I have downloaded the TCGA-BRCA RNA-seq data and the associated clinical information using the code below.

CancerProject <- "TCGA-BRCA"

query <- GDCquery(project = CancerProject,
data.category = "Transcriptome Profiling",
data.type = "Gene Expression Quantification",
workflow.type = "HTSeq - Counts")

samplesDown <- getResults(query,cols=c("cases"))

dataSmTP <- TCGAquery_SampleTypes(barcode = samplesDown,
typesample = "TP")

queryDown <- GDCquery(project = CancerProject,
data.category = "Transcriptome Profiling",
data.type = "Gene Expression Quantification",
workflow.type = "HTSeq - Counts",
barcode = dataSmTP)

dataPrep <- GDCprepare(query = queryDown,
save = TRUE,
directory =  "BRC_RESULTS/TCGA/htseq_data/",
save.filename = "htseq_counts.rda", summarizedExperiment = TRUE)


In the clinical data there are several columns such as days_to_death or days_to_last_follow_up and other columns such as subtype_OS.Time or subtype_OS.event.

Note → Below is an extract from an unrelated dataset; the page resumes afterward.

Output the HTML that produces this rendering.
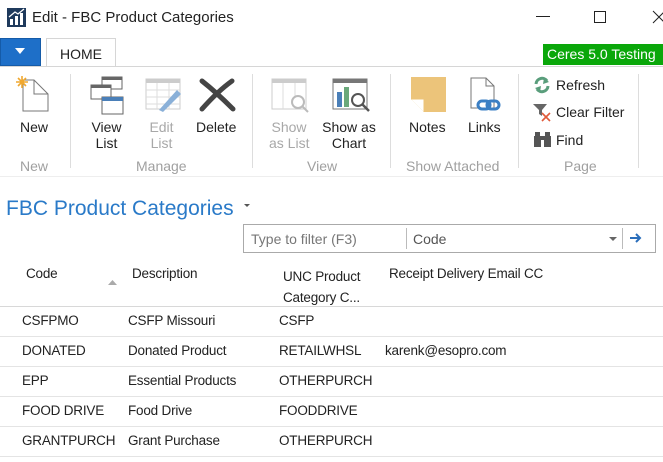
<!DOCTYPE html>
<html><head><style>
*{margin:0;padding:0;box-sizing:border-box}
body{width:663px;height:462px;overflow:hidden;background:#fff;font-family:"Liberation Sans",sans-serif;color:#222;position:relative;font-size:14px}
.a{position:absolute;white-space:nowrap}
.g{color:#a8a8a8}
.lbl{font-size:14px;text-align:center;line-height:16px}
.grp{color:#a0a0a0;font-size:14px}
.sep{position:absolute;top:74px;width:1px;height:94px;background:#ddd}
.rl{position:absolute;left:0;width:663px;height:1px;background:#e4e4e4}
.t{font-size:13.5px;letter-spacing:-0.2px}
</style></head><body>
<svg class="a" style="left:7px;top:8px" width="19" height="19" viewBox="0 0 19 19"><rect width="19" height="19" fill="#1f3a5c"/><rect x="3" y="11" width="3" height="6" fill="#fff"/><rect x="8" y="8" width="3" height="9" fill="#fff"/><rect x="13" y="5" width="3" height="12" fill="#fff"/><path d="M2 9 L8 4 L11 6 L17 1" stroke="#fff" stroke-width="1.3" fill="none"/></svg>
<div class="a" style="left:32px;top:9px;font-size:15px">Edit - FBC Product Categories</div>
<div class="a" style="left:536px;top:16px;width:14px;height:1px;background:#222"></div>
<div class="a" style="left:594px;top:11px;width:12px;height:12px;border:1px solid #222"></div>
<svg class="a" style="left:652px;top:10px" width="12" height="14"><path d="M1 1L13 13M13 1L1 13" stroke="#222" stroke-width="1"/></svg>
<div class="a" style="left:0;top:38px;width:41px;height:28px;background:#1e6fc8;border:1px solid #155ba8"></div>
<svg class="a" style="left:15px;top:48px" width="10" height="7"><path d="M0 0H10L5 6Z" fill="#fff"/></svg>
<div class="a" style="left:46px;top:38px;width:70px;height:29px;border:1px solid #d6d6d6;border-bottom:none;background:#fff"></div>
<div class="a" style="left:60px;top:46px;font-size:14px">HOME</div>
<div class="a" style="left:0;top:66px;width:663px;height:1px;background:#d6d6d6"></div>
<div class="a" style="left:543px;top:44px;width:120px;height:21px;background:#0aa70a;color:#fff;font-size:14px;padding:2px 0 0 4px">Ceres 5.0 Testing</div>
<div class="sep" style="left:70px"></div><div class="sep" style="left:252px"></div><div class="sep" style="left:390px"></div><div class="sep" style="left:518px"></div><div class="sep" style="left:638px"></div>
<div class="a" style="left:0;top:176px;width:663px;height:1px;background:#eee"></div>
<svg class="a" style="left:16px;top:76px" width="34" height="38"><path d="M7 4H18L32 18V35H7Z" fill="#fff" stroke="#777"/><path d="M18 4V18H32" fill="none" stroke="#777"/><g stroke="#f0a830" stroke-width="1.6"><path d="M6 0V12M0 6H12M2 2L10 10M10 2L2 10"/></g></svg>
<div class="a lbl" style="left:20px;top:119px">New</div>
<div class="a grp" style="left:20px;top:158px">New</div>
<svg class="a" style="left:90px;top:76px" width="34" height="40"><rect x="12" y="1" width="20" height="12" fill="#fff" stroke="#666"/><rect x="12" y="1" width="20" height="3" fill="#666"/><rect x="1" y="9" width="20" height="14" fill="#fff" stroke="#666"/><rect x="1" y="9" width="20" height="3" fill="#666"/><rect x="12" y="21" width="21" height="17" fill="#fff" stroke="#666"/><rect x="12" y="21" width="21" height="4" fill="#4a7fb8"/></svg>
<div class="a lbl" style="left:90px;top:119px;width:33px">View<br>List</div>
<svg class="a" style="left:145px;top:78px" width="38" height="36"><rect x="1" y="1" width="34" height="30" fill="#fff" stroke="#ccc"/><rect x="1" y="1" width="34" height="4" fill="#ccc"/><path d="M1 12H35M1 19H35M1 26H35M12 5V31M24 5V31" stroke="#ddd"/><path d="M14 32L32 12L36 16L18 34Z" fill="#8ab0d8"/></svg>
<div class="a lbl g" style="left:148px;top:119px;width:27px">Edit<br>List</div>
<svg class="a" style="left:198px;top:78px" width="40" height="34"><path d="M4 3Q18 14 35 31M34 3Q20 13 4 31" stroke="#444" stroke-width="5" fill="none" stroke-linecap="round"/></svg>
<div class="a lbl" style="left:196px;top:119px">Delete</div>
<div class="a grp" style="left:136px;top:158px">Manage</div>
<svg class="a" style="left:271px;top:78px" width="40" height="36"><rect x="1" y="1" width="34" height="30" fill="#fff" stroke="#ccc"/><rect x="1" y="1" width="34" height="4" fill="#ccc"/><path d="M12 5V31M24 5V31" stroke="#ddd"/><circle cx="27" cy="24" r="6" fill="#fff" stroke="#bbb" stroke-width="2"/><path d="M31 28L37 34" stroke="#bbb" stroke-width="2"/></svg>
<div class="a lbl g" style="left:269px;top:119px;width:40px">Show<br>as List</div>
<svg class="a" style="left:332px;top:78px" width="40" height="36"><rect x="1" y="1" width="34" height="30" fill="#fff" stroke="#777"/><rect x="1" y="1" width="34" height="4" fill="#777"/><rect x="5" y="14" width="5" height="15" fill="#4a7fb8"/><rect x="12" y="9" width="5" height="20" fill="#6aa87a"/><circle cx="26" cy="22" r="6" fill="#fff" stroke="#555" stroke-width="2"/><path d="M30 26L37 33" stroke="#555" stroke-width="2.5"/></svg>
<div class="a lbl" style="left:321px;top:119px;width:56px">Show as<br>Chart</div>
<div class="a grp" style="left:307px;top:158px">View</div>
<svg class="a" style="left:411px;top:77px" width="36" height="36"><path d="M0 0H35V35H13L0 22Z" fill="#ecc47a"/><path d="M0 22H13V35" fill="#fff" stroke="#ecc47a"/></svg>
<div class="a lbl" style="left:409px;top:119px">Notes</div>
<svg class="a" style="left:469px;top:77px" width="36" height="36"><path d="M2 1H17L25 9V31H2Z" fill="#fff" stroke="#777"/><path d="M17 1V9H25" fill="none" stroke="#777"/><rect x="9" y="24" width="12" height="8" rx="4" fill="none" stroke="#3b7fc4" stroke-width="3"/><rect x="18" y="24" width="12" height="8" rx="4" fill="none" stroke="#3b7fc4" stroke-width="3"/></svg>
<div class="a lbl" style="left:468px;top:119px">Links</div>
<div class="a grp" style="left:406px;top:158px">Show Attached</div>
<svg class="a" style="left:533px;top:76px" width="18" height="18"><path d="M3 8A6 6 0 0 1 14 5" stroke="#5a9e7c" stroke-width="3" fill="none"/><path d="M11 2L16 6L10 8Z" fill="#5a9e7c"/><path d="M15 10A6 6 0 0 1 4 13" stroke="#5a9e7c" stroke-width="3" fill="none"/><path d="M7 16L2 12L8 10Z" fill="#5a9e7c"/></svg>
<div class="a" style="left:556px;top:77px">Refresh</div>
<svg class="a" style="left:533px;top:103px" width="20" height="20"><path d="M0 1H14L9 7V13L6 11V7Z" fill="#666"/><path d="M9 10L17 18M17 10L9 18" stroke="#e05a3a" stroke-width="1.6"/></svg>
<div class="a" style="left:556px;top:104px">Clear Filter</div>
<svg class="a" style="left:533px;top:131px" width="19" height="17"><rect x="1" y="5" width="7" height="11" fill="#555"/><rect x="11" y="5" width="7" height="11" fill="#555"/><rect x="2" y="1" width="5" height="5" fill="#555"/><rect x="12" y="1" width="5" height="5" fill="#555"/><rect x="7" y="5" width="5" height="4" fill="#555"/></svg>
<div class="a" style="left:556px;top:132px">Find</div>
<div class="a grp" style="left:564px;top:158px">Page</div>
<div class="a" style="left:6px;top:197px;font-size:21px;color:#2a7ac8">FBC Product Categories</div>
<svg class="a" style="left:244px;top:204px" width="6" height="4"><path d="M0 0H6L3 3Z" fill="#555"/></svg>
<div class="a" style="left:243px;top:224px;width:413px;height:29px;border:1px solid #aaa"></div>
<div class="a" style="left:251px;top:231px;color:#777">Type to filter (F3)</div>
<div class="a" style="left:406px;top:228px;width:1px;height:21px;background:#bbb"></div>
<div class="a" style="left:413px;top:231px;color:#555">Code</div>
<svg class="a" style="left:609px;top:237px" width="8" height="5"><path d="M0 0H8L4 4Z" fill="#666"/></svg>
<div class="a" style="left:622px;top:228px;width:1px;height:21px;background:#bbb"></div>
<svg class="a" style="left:630px;top:233px" width="12" height="10"><path d="M0 5H10M6 1L10 5L6 9" stroke="#2a6ebb" stroke-width="2" fill="none"/></svg>
<div class="a t" style="left:26px;top:266px">Code</div>
<svg class="a" style="left:108px;top:280px" width="9" height="5"><path d="M0 5H9L4.5 0Z" fill="#aaa"/></svg>
<div class="a t" style="left:132px;top:266px">Description</div>
<div class="a t" style="left:283px;top:266px;line-height:21px">UNC Product<br>Category C...</div>
<div class="a t" style="left:389px;top:266px">Receipt Delivery Email CC</div>
<div class="rl" style="top:306px;background:#d8d8d8"></div>
<div class="rl" style="top:336px"></div><div class="rl" style="top:366px"></div><div class="rl" style="top:396px"></div><div class="rl" style="top:426px"></div><div class="rl" style="top:456px"></div>
<div class="a t" style="left:22px;top:313px">CSFPMO</div><div class="a t" style="left:128px;top:313px">CSFP Missouri</div><div class="a t" style="left:279px;top:313px">CSFP</div>
<div class="a t" style="left:22px;top:343px">DONATED</div><div class="a t" style="left:128px;top:343px">Donated Product</div><div class="a t" style="left:279px;top:343px">RETAILWHSL</div><div class="a t" style="left:385px;top:343px">karenk@esopro.com</div>
<div class="a t" style="left:22px;top:373px">EPP</div><div class="a t" style="left:128px;top:373px">Essential Products</div><div class="a t" style="left:279px;top:373px">OTHERPURCH</div>
<div class="a t" style="left:22px;top:403px">FOOD DRIVE</div><div class="a t" style="left:128px;top:403px">Food Drive</div><div class="a t" style="left:279px;top:403px">FOODDRIVE</div>
<div class="a t" style="left:22px;top:433px">GRANTPURCH</div><div class="a t" style="left:128px;top:433px">Grant Purchase</div><div class="a t" style="left:279px;top:433px">OTHERPURCH</div>
</body></html>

What is the difference between the columns having subtype_ at the begging and the rest and which one should I use for survival analysis? At the moment I have used the subtype_ columns for my analysis and I am wondering if this correct.

Thanks a lot,

Matina

Dear Matina,

what is your purpose with the RNA-Seq data ? DE analysis ? looking for example to inspect the expression of specific genes ? or looking for molecular subtype pattern and survival analysis ? i think you already got an answer from one of the creators of the R package in the github account, correct ?

Best,

Efstathios

Hi Efstathios,

I have a set of genes that I am interested in and I want to see if they are associated with clinical outcomes and molecular subtype patterns. You are right, I got an answer in the GitHub account.

4.2 years ago
atakanekiz ▴ 300

Hi Matina,

I would go with the days_to_death and days_to_last_follow_up (for alive patients) for survival analyses. I think stuff that starts with subtype_ might be manually curated data. I'm not 100% sure but, subtype_OS.Time sounds like the time period that the tumor was classified as a certain subtype (primary-metastatic-stage i-ii-iii etc). I think days_to_death is a more straightforward data type.

Atakan

Hi Atakan,

This is correct - I got an answer from one of the developers of TCGAbiolinks at the Github account saying that everything that starts with subtype_ is actually metadata from papers that analyzed the samples suggested to use days_to_death. In any case what is strange is that the subtype_ column for OS has clinical info for patients that in the days_to_last_follow_up column is shown as missing or they report completely different number of days.

Thanks again, Matina

4.2 years ago
igor 12k

You could also consider using the Pan-Cancer Atlas curated survival data from Xena:

Thank you very much Igor! I will have a look at this!